PROBLEM TO SOLVE | Gather each line containing the string "with" from these entries.

ENTRIES |
[start]

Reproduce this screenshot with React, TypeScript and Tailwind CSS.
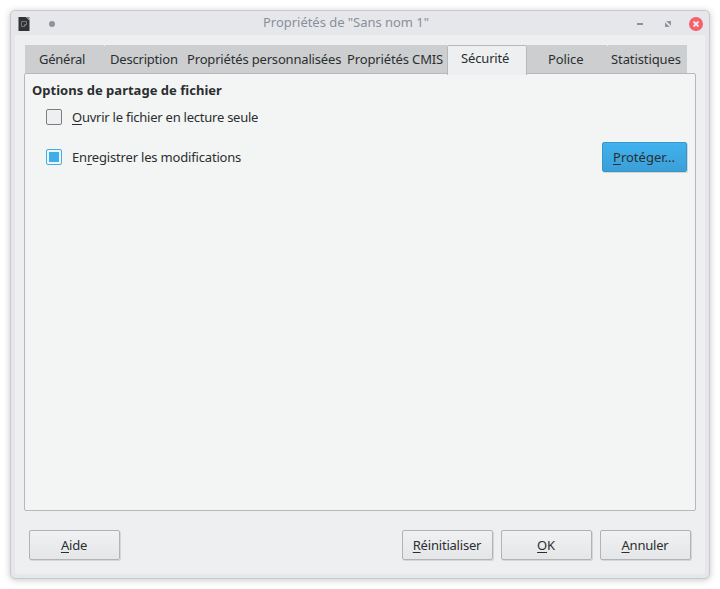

[end]
[start]

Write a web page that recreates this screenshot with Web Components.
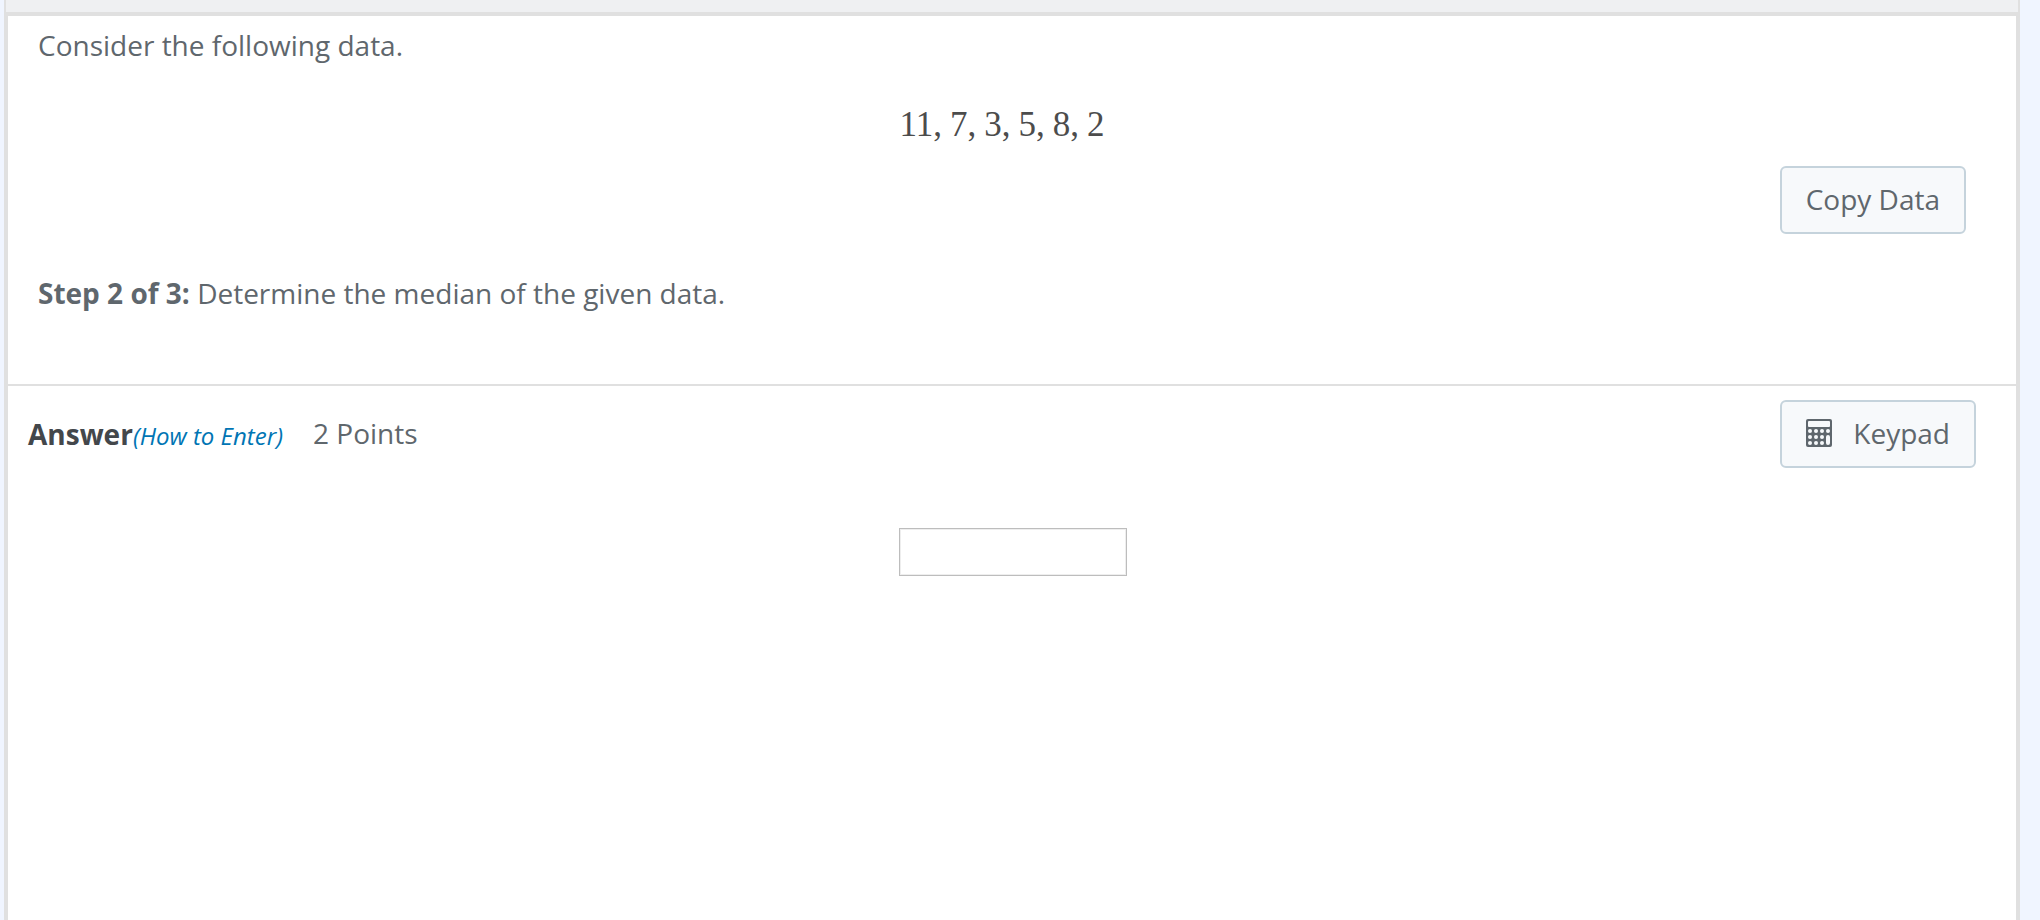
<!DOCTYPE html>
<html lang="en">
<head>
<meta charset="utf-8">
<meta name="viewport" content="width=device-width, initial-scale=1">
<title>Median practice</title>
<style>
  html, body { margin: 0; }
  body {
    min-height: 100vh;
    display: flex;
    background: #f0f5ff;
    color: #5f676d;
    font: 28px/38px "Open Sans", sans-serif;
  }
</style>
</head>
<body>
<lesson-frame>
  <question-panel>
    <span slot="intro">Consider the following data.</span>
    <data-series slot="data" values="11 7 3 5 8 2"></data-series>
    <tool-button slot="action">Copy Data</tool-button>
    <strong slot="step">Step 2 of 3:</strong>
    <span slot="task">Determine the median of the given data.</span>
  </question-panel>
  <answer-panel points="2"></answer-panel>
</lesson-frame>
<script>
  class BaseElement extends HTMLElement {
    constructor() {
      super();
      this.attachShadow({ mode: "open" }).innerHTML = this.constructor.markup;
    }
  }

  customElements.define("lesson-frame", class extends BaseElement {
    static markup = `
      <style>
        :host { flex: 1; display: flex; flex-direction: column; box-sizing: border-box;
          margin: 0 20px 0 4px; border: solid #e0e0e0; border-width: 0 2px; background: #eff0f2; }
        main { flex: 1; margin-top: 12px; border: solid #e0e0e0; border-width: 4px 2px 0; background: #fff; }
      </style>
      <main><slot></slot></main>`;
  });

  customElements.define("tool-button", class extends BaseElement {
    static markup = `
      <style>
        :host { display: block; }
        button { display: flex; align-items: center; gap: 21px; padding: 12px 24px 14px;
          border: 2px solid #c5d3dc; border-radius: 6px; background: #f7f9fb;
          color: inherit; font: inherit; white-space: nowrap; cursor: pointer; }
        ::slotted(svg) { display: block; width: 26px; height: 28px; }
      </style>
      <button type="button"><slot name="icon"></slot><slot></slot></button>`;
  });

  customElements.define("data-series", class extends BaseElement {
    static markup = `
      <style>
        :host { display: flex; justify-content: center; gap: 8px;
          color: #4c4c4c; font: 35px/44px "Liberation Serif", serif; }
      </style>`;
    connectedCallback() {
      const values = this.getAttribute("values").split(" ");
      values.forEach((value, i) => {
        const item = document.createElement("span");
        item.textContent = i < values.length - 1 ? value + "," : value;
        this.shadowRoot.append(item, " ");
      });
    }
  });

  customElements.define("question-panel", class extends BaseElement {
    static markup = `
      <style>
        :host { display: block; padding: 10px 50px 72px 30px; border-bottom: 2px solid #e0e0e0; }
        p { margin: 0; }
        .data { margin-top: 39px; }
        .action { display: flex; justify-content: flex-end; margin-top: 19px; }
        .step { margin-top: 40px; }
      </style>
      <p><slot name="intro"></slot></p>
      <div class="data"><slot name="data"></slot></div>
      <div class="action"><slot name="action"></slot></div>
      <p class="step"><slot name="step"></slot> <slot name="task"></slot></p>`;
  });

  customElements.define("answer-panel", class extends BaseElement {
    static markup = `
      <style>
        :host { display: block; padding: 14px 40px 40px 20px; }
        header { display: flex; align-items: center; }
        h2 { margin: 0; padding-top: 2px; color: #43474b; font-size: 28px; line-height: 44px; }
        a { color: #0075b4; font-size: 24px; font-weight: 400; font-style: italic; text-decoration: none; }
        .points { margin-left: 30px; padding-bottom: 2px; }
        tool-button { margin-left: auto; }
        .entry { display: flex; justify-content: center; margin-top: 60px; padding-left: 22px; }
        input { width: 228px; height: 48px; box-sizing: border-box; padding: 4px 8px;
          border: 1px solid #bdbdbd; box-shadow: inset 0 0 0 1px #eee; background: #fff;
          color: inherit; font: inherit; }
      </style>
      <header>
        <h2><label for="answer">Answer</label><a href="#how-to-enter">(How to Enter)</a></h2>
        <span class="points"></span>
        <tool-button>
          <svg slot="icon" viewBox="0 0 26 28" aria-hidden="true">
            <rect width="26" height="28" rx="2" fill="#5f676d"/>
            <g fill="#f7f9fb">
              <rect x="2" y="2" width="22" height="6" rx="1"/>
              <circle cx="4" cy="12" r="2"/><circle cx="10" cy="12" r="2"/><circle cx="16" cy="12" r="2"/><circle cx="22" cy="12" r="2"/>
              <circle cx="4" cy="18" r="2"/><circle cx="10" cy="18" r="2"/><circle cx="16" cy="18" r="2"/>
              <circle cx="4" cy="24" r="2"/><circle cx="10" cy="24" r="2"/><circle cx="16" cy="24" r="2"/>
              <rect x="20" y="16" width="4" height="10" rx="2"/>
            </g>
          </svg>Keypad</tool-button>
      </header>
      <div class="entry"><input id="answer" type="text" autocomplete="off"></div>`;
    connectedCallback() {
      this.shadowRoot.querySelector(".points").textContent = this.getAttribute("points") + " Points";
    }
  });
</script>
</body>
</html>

[end]

CORRECT OUTPUT |
Reproduce this screenshot with React, TypeScript and Tailwind CSS.
Write a web page that recreates this screenshot with Web Components.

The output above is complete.